→ Job
Return all lines in the material below that contain "React".

┄┄┄┄┄┄┄┄┄┄

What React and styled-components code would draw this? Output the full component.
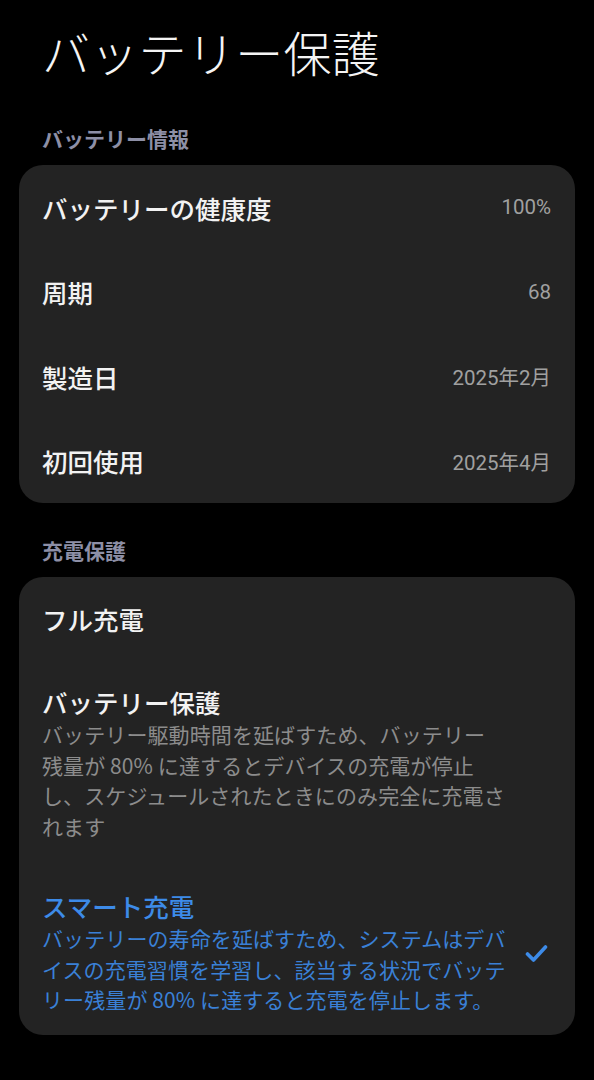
import React from "react";
import styled, { createGlobalStyle } from "styled-components";

const GlobalStyle = createGlobalStyle`
  html, body {
    margin: 0;
    padding: 0;
    background: #000;
  }
  body {
    font-family: "Noto Sans CJK JP", "Roboto", "Noto Sans", sans-serif;
    -webkit-font-smoothing: antialiased;
  }
`;

const Page = styled.div`
  width: 594px;
  min-height: 1080px;
  background: #000;
  padding: 22px 19px 0;
  box-sizing: border-box;
`;

const Title = styled.h1`
  margin: 0 0 44px 23px;
  font-size: 48px;
  line-height: 58px;
  font-weight: 300;
  color: #f4f4f4;
  letter-spacing: 0.3px;
`;

const SectionLabel = styled.div`
  margin: ${(p) => (p.$first ? "0" : "33px")} 0 13px 23px;
  font-size: 21px;
  line-height: 28px;
  font-weight: 700;
  color: #8d8fa6;
`;

const Card = styled.div`
  background: #232323;
  border-radius: 24px;
  padding: ${(p) => p.$pad || "0"};
`;

const Row = styled.div`
  height: 84.5px;
  display: flex;
  align-items: center;
  justify-content: space-between;
  padding: 0 24px 0 23px;
  box-sizing: border-box;
`;

const Label = styled.span`
  font-size: 25.5px;
  font-weight: 500;
  color: #f2f2f2;
`;

const Value = styled.span`
  font-family: "Roboto", "Noto Sans CJK JP", sans-serif;
  font-size: 20.5px;
  color: #a0a0a0;
`;

const Option = styled.div`
  display: flex;
  align-items: center;
  padding: ${(p) => p.$pad};
  box-sizing: border-box;
  min-height: ${(p) => (p.$single ? "84px" : "auto")};
`;

const OptionText = styled.div`
  width: 470px;
`;

const OptionTitle = styled.div`
  font-size: 25.5px;
  line-height: 34px;
  font-weight: 500;
  color: ${(p) => (p.$active ? "#3d8be8" : "#f2f2f2")};
`;

const OptionDesc = styled.div`
  font-size: 21px;
  line-height: 30.7px;
  letter-spacing: 0.1px;
  white-space: nowrap;
  color: ${(p) => (p.$active ? "#3a80d6" : "#8c8c8c")};
`;

const CheckWrap = styled.div`
  flex: 1;
  display: flex;
  justify-content: flex-end;
  padding-top: 4px;
`;

const info = [
  ["バッテリーの健康度", "100%"],
  ["周期", "68"],
  ["製造日", "2025年2月"],
  ["初回使用", "2025年4月"],
];

const protectLines = [
  "バッテリー駆動時間を延ばすため、バッテリー",
  "残量が 80% に達するとデバイスの充電が停止",
  "し、スケジュールされたときにのみ完全に充電さ",
  "れます",
];

const smartLines = [
  "バッテリーの寿命を延ばすため、システムはデバ",
  "イスの充電習慣を学習し、該当する状況でバッテ",
  "リー残量が 80% に達すると充電を停止します。",
];

const Lines = ({ lines }) =>
  lines.map((l, i) => (
    <React.Fragment key={i}>
      {l}
      {i < lines.length - 1 && <br />}
    </React.Fragment>
  ));

export default function App() {
  return (
    <Page>
      <GlobalStyle />
      <Title>バッテリー保護</Title>

      <SectionLabel $first>バッテリー情報</SectionLabel>
      <Card>
        {info.map(([k, v]) => (
          <Row key={k}>
            <Label>{k}</Label>
            <Value>{v}</Value>
          </Row>
        ))}
      </Card>

      <SectionLabel>充電保護</SectionLabel>
      <Card $pad="0 0 20px">
        <Option $single $pad="0 24px 0 23px">
          <OptionText>
            <OptionTitle>フル充電</OptionTitle>
          </OptionText>
        </Option>
        <Option $pad="24px 24px 23px 23px">
          <OptionText>
            <OptionTitle>バッテリー保護</OptionTitle>
            <OptionDesc>
              <Lines lines={protectLines} />
            </OptionDesc>
          </OptionText>
        </Option>
        <Option $pad="24px 27px 0 23px">
          <OptionText>
            <OptionTitle $active>スマート充電</OptionTitle>
            <OptionDesc $active>
              <Lines lines={smartLines} />
            </OptionDesc>
          </OptionText>
          <CheckWrap>
            <svg width="23" height="19" viewBox="0 0 23 19" fill="none">
              <polyline
                points="2.5,10 8.5,16 20.5,3"
                stroke="#3d8be8"
                strokeWidth="3.6"
                strokeLinecap="round"
                strokeLinejoin="round"
              />
            </svg>
          </CheckWrap>
        </Option>
      </Card>
    </Page>
  );
}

┄┄┄┄┄┄┄┄┄┄

→ Response
What React and styled-components code would draw this? Output the full component.
import React from "react";
    <React.Fragment key={i}>
    </React.Fragment>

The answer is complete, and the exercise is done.